**Instructions to follow**
Scan the material that follows. Copy every line containing the word "Generate".

**Supplied material**

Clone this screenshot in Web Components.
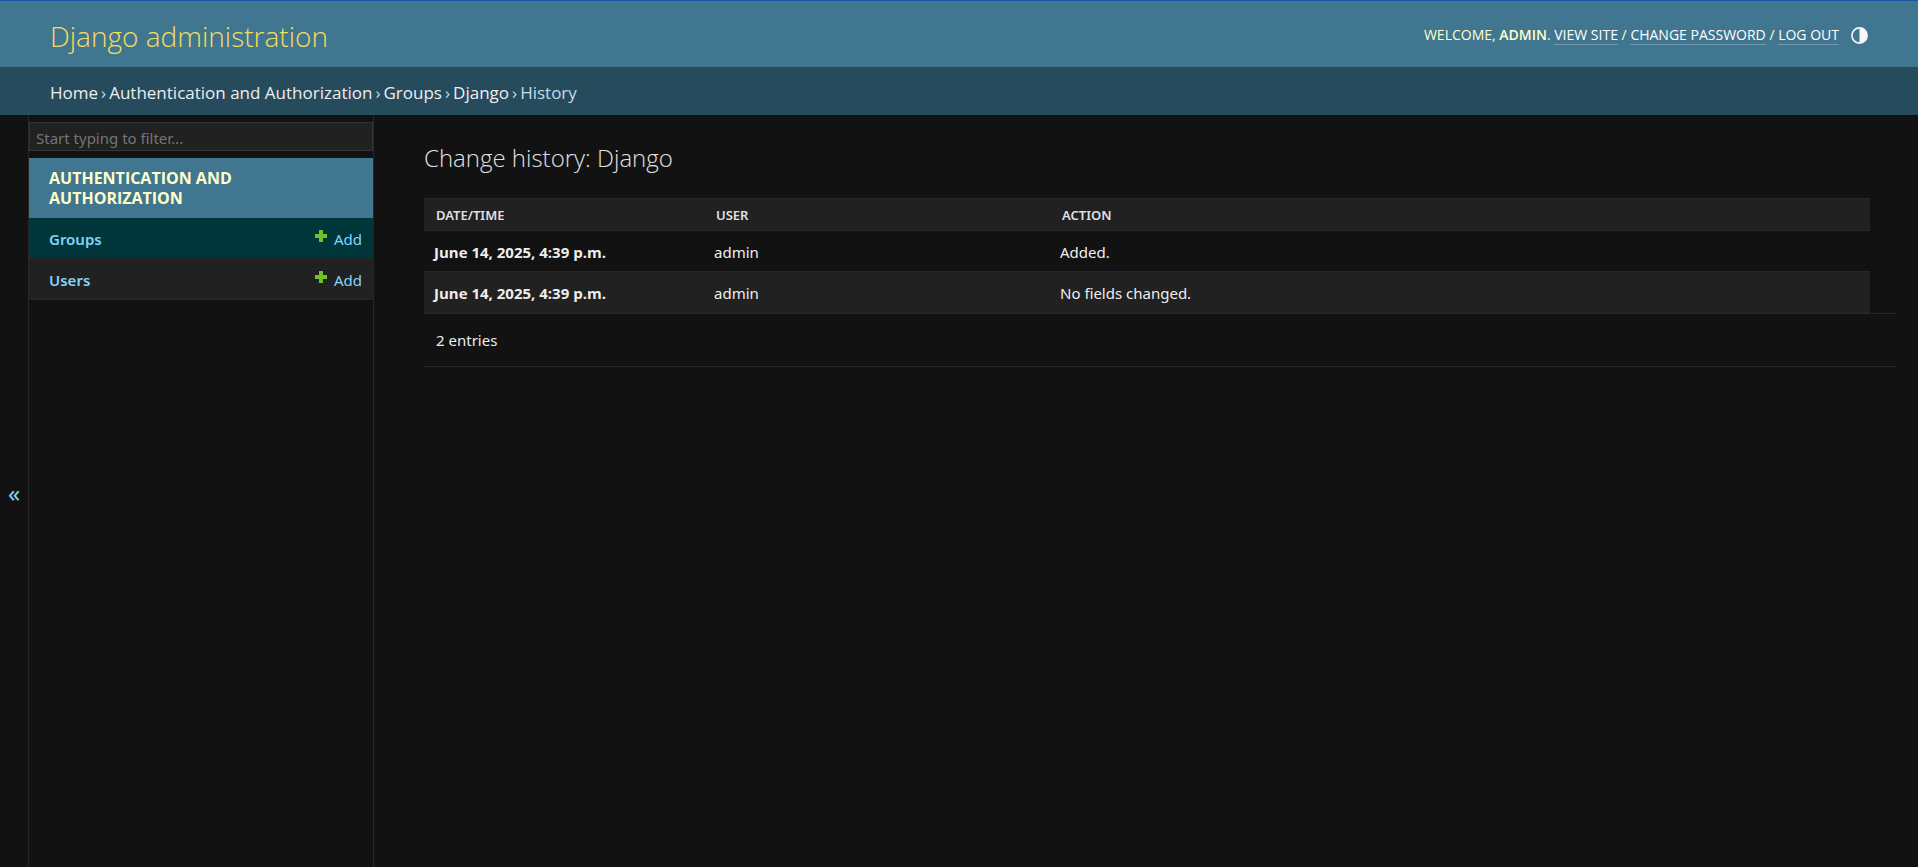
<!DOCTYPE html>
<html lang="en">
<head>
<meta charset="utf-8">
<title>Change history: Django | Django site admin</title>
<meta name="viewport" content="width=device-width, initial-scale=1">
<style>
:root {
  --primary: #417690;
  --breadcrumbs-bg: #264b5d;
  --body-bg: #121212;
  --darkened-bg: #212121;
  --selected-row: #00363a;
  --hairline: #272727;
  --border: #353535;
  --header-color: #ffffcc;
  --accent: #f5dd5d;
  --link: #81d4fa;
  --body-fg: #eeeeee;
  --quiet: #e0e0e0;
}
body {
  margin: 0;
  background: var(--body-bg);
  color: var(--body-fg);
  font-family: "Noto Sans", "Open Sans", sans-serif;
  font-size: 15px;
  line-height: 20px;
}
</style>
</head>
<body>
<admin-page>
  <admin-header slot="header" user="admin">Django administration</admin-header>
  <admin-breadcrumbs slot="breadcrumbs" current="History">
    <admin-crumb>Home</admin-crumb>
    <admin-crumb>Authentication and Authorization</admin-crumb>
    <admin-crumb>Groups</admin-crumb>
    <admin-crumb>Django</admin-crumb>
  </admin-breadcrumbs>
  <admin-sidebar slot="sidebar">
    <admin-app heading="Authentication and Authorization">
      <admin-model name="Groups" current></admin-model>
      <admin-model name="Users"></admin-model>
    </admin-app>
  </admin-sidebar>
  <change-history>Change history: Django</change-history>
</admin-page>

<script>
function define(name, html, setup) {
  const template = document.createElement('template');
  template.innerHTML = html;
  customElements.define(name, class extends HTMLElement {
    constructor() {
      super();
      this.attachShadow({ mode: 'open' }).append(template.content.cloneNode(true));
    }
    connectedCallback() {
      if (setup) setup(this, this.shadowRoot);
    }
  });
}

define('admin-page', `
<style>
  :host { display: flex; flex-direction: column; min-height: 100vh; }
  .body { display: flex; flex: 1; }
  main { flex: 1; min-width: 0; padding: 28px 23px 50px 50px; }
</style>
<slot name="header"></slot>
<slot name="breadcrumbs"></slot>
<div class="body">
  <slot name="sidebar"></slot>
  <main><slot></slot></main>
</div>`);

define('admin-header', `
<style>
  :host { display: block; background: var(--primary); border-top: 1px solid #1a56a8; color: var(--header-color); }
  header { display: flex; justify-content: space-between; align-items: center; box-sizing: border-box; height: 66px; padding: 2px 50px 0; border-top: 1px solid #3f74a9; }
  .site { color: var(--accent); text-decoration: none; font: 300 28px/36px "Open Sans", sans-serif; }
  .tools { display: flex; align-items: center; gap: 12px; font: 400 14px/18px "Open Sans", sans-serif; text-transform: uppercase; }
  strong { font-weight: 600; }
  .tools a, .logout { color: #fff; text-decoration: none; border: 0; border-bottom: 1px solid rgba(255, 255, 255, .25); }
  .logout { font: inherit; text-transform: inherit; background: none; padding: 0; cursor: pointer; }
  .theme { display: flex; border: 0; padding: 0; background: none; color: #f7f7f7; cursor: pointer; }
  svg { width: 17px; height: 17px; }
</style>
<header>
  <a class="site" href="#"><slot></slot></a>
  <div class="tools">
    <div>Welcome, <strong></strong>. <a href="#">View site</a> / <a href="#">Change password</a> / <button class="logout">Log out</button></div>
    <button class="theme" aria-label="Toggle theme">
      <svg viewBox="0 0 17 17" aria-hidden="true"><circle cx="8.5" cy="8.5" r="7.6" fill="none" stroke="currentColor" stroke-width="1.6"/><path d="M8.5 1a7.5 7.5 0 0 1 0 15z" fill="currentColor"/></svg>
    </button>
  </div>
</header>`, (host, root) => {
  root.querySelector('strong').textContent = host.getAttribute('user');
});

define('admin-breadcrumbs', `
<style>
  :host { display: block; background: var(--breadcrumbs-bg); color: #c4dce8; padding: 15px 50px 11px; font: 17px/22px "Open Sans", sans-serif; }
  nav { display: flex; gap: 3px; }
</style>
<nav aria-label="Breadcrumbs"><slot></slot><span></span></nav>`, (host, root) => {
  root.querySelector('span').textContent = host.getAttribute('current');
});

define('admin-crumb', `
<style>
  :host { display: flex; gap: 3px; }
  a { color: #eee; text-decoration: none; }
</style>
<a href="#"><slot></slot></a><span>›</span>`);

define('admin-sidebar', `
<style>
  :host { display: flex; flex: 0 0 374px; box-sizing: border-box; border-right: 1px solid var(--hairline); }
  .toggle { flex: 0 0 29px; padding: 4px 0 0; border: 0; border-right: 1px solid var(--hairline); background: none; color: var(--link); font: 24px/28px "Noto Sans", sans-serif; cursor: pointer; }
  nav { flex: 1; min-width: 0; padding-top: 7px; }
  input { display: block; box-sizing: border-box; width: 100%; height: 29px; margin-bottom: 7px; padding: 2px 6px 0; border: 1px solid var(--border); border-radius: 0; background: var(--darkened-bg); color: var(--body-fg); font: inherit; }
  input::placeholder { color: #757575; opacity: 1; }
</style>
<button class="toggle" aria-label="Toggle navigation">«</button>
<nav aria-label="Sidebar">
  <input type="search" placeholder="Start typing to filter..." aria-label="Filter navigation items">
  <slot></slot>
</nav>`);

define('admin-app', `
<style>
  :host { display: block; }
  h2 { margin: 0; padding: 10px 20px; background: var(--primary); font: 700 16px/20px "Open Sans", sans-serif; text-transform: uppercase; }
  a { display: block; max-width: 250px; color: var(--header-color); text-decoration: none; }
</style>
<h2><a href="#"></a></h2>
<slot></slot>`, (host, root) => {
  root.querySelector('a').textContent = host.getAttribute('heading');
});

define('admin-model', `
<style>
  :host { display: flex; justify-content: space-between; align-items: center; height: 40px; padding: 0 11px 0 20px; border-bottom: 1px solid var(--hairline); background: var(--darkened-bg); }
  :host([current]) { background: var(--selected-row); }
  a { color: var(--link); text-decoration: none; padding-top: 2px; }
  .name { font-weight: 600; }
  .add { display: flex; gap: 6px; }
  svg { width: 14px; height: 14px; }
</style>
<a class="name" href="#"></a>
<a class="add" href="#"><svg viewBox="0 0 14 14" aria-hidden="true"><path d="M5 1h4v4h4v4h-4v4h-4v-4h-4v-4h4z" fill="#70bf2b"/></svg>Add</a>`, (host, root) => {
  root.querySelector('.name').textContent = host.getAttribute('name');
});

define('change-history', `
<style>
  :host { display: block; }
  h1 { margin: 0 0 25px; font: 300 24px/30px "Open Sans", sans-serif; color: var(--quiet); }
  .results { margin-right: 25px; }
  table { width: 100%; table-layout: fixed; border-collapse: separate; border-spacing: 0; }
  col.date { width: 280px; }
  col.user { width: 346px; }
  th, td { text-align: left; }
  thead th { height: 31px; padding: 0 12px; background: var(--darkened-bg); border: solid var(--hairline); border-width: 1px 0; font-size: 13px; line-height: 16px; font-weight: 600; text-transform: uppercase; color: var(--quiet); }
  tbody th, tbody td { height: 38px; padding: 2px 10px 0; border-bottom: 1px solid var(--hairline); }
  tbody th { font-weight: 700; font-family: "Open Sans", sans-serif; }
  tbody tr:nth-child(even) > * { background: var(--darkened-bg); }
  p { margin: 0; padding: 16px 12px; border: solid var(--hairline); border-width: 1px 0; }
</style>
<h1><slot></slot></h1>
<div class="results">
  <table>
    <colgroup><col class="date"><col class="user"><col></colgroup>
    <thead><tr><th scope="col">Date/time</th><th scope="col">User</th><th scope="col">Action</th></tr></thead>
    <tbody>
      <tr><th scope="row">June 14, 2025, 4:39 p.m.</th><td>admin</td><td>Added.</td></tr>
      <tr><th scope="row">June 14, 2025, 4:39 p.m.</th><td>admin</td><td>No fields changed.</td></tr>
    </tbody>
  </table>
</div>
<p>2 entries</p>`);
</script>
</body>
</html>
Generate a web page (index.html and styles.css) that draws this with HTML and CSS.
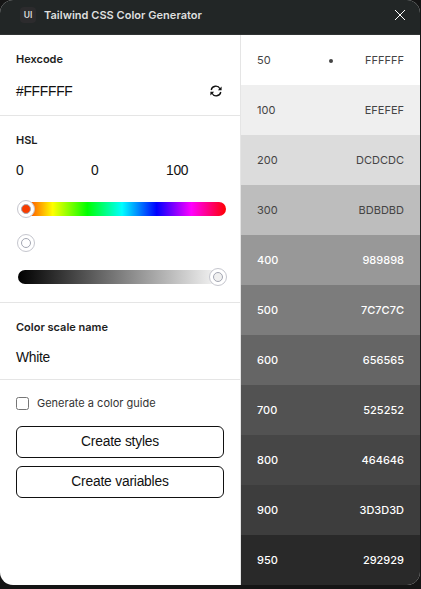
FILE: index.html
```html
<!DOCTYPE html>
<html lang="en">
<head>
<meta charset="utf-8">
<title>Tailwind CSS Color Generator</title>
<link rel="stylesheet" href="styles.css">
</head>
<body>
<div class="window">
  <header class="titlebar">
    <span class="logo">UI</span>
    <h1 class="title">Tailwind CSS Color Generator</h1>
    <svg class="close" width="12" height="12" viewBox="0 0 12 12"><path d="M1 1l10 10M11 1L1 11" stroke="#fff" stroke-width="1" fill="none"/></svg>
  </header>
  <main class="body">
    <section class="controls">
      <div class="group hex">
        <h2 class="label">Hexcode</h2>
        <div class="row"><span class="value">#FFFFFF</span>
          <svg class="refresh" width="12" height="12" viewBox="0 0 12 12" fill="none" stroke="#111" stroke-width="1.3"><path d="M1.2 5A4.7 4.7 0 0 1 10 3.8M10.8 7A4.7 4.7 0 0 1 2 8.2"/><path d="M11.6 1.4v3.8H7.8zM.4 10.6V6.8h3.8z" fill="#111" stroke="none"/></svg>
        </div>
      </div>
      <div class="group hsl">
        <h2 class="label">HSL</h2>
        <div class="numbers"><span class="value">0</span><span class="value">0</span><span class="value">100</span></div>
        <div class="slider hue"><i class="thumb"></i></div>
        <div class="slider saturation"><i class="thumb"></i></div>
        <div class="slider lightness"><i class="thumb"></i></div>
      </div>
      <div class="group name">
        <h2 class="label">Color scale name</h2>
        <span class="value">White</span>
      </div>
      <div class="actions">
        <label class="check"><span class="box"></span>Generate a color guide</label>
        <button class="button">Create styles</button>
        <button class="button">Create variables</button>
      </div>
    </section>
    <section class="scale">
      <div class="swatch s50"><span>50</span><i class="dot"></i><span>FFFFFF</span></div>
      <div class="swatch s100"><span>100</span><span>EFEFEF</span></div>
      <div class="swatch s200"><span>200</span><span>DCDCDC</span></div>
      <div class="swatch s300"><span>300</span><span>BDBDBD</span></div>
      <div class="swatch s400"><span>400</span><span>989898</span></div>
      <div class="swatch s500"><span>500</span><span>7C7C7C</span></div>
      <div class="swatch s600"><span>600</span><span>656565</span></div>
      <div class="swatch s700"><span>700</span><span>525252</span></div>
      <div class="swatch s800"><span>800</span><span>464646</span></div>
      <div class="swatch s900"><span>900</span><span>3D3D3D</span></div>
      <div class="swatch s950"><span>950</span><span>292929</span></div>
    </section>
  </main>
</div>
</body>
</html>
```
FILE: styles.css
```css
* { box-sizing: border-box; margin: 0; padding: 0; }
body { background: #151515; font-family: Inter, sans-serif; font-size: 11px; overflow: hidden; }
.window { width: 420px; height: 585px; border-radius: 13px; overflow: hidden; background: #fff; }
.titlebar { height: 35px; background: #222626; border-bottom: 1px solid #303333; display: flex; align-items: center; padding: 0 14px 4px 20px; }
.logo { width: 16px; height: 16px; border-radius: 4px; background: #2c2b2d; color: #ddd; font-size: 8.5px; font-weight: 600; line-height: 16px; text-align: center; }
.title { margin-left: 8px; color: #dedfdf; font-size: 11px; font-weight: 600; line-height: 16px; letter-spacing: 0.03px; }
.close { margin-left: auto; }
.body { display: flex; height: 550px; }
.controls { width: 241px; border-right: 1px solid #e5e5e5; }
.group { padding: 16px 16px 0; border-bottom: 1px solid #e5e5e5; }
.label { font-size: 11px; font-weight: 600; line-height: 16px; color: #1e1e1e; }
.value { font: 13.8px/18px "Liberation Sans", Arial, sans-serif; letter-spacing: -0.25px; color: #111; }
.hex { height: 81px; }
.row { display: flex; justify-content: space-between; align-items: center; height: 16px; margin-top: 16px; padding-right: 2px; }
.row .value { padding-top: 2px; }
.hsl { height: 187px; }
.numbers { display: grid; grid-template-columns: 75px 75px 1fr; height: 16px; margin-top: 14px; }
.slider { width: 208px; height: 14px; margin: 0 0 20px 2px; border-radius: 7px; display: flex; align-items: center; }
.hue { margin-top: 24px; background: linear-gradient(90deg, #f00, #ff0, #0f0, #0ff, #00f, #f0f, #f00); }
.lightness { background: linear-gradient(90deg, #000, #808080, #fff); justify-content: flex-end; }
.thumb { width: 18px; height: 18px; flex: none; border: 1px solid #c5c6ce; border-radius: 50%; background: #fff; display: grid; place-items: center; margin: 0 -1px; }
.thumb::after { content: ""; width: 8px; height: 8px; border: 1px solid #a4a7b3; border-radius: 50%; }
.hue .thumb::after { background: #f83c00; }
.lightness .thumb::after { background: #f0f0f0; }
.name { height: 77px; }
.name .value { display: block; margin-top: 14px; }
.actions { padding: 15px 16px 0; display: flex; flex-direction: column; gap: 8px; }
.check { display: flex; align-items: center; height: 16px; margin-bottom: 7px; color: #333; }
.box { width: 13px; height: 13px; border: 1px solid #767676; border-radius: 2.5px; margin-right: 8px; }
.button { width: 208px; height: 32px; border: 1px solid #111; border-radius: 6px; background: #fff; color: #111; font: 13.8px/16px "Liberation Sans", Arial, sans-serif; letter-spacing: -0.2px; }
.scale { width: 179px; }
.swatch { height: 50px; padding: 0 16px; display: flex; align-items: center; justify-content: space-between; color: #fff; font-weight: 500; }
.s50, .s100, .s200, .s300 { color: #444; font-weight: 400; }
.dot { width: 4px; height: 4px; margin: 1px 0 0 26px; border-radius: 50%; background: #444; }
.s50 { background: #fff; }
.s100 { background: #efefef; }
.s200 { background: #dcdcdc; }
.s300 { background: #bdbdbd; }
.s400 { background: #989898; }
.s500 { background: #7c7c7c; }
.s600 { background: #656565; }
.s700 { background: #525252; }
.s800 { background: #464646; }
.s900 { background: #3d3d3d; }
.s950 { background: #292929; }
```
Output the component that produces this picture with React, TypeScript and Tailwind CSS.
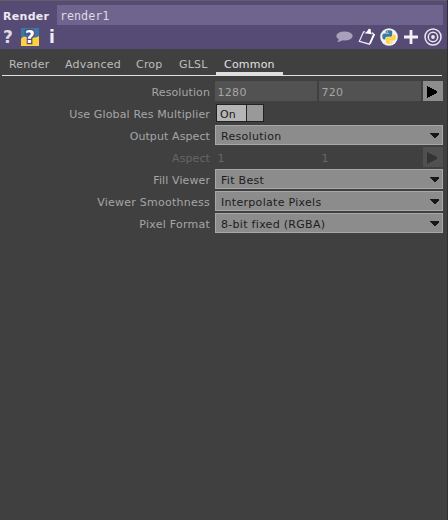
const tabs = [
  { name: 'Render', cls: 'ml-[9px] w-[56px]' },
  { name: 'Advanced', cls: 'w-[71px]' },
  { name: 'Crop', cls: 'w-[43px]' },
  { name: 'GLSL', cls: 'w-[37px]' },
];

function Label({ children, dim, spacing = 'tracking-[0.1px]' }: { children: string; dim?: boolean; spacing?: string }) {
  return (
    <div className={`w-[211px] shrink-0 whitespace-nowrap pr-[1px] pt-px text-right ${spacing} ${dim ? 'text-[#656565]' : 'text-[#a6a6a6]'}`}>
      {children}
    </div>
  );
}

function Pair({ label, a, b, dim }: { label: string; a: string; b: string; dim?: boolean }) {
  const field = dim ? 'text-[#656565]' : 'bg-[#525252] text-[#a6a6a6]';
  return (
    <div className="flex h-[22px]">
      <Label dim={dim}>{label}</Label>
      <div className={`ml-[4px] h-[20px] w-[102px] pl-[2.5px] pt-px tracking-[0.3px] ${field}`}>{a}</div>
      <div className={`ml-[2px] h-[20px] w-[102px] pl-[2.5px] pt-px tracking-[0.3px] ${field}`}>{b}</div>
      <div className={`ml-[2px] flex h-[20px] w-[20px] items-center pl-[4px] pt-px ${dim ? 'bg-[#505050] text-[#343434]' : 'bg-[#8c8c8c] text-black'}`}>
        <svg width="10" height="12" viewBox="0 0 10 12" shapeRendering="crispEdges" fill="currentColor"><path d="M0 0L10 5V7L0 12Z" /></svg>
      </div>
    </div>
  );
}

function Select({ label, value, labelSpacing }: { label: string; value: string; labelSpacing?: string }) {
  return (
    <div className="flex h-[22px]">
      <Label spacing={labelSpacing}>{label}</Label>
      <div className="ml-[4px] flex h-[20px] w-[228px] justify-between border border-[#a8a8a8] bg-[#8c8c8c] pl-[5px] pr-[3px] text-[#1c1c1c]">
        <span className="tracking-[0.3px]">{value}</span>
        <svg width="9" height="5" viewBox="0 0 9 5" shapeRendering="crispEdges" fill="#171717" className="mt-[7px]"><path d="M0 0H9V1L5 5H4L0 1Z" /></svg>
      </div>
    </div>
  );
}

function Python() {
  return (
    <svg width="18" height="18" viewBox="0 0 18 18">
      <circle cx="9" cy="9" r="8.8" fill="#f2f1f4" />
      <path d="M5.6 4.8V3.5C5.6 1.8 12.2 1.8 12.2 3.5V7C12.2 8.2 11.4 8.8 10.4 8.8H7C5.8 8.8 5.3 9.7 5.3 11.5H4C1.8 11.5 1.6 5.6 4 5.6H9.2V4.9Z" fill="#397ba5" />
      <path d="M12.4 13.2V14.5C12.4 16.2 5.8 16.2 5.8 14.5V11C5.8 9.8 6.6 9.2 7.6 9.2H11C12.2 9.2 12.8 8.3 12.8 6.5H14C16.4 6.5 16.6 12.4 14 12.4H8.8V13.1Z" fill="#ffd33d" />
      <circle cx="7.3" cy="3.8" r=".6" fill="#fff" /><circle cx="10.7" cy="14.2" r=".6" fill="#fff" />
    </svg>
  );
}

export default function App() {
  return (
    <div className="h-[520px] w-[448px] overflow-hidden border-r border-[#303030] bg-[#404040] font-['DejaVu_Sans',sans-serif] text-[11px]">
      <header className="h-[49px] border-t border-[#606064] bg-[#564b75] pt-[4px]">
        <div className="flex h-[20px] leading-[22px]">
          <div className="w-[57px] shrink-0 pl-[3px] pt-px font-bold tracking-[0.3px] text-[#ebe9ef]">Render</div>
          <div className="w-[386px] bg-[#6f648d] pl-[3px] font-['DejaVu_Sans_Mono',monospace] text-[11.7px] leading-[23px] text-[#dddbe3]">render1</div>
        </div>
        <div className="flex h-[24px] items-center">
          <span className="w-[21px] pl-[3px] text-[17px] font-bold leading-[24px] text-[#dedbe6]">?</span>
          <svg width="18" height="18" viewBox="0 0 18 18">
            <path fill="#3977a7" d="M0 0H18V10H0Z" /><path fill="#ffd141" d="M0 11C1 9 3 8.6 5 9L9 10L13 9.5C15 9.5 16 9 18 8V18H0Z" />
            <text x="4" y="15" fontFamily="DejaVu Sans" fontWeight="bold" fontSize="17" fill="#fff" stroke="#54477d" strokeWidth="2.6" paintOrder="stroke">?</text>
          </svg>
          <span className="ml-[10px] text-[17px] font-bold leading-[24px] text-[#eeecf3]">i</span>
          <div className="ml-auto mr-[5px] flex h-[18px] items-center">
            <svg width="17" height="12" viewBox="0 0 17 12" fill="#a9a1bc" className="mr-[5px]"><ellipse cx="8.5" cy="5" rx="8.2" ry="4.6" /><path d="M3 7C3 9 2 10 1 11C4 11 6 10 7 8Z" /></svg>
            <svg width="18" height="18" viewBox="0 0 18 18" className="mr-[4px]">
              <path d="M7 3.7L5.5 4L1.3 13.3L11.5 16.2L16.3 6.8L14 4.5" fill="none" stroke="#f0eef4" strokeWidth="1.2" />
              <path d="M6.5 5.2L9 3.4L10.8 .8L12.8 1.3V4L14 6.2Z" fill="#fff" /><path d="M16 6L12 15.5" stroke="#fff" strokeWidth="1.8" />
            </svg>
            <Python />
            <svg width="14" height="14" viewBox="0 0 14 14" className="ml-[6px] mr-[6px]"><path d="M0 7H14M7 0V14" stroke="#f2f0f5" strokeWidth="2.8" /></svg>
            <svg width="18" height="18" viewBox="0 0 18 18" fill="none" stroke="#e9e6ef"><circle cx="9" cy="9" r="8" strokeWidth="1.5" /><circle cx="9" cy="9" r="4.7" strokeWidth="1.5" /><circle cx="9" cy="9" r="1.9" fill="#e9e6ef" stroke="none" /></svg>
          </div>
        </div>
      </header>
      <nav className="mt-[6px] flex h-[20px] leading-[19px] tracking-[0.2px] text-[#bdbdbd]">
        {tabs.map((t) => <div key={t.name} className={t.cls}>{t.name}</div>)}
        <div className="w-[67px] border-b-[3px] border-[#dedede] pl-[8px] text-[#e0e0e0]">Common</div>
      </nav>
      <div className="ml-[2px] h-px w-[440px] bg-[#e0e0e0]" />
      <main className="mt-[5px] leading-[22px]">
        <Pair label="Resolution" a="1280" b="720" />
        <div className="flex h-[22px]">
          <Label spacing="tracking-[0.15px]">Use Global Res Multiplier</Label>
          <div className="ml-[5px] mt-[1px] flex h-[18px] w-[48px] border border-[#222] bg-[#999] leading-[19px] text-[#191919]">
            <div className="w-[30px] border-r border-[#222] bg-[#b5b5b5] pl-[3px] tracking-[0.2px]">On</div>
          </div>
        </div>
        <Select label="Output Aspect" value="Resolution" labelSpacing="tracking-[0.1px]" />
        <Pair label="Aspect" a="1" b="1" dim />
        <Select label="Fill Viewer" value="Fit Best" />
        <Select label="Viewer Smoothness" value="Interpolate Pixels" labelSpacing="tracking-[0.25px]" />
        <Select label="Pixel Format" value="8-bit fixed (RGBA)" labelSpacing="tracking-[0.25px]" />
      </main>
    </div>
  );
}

**Expected answer**
Generate a web page (index.html and styles.css) that draws this with HTML and CSS.
        <label class="check"><span class="box"></span>Generate a color guide</label>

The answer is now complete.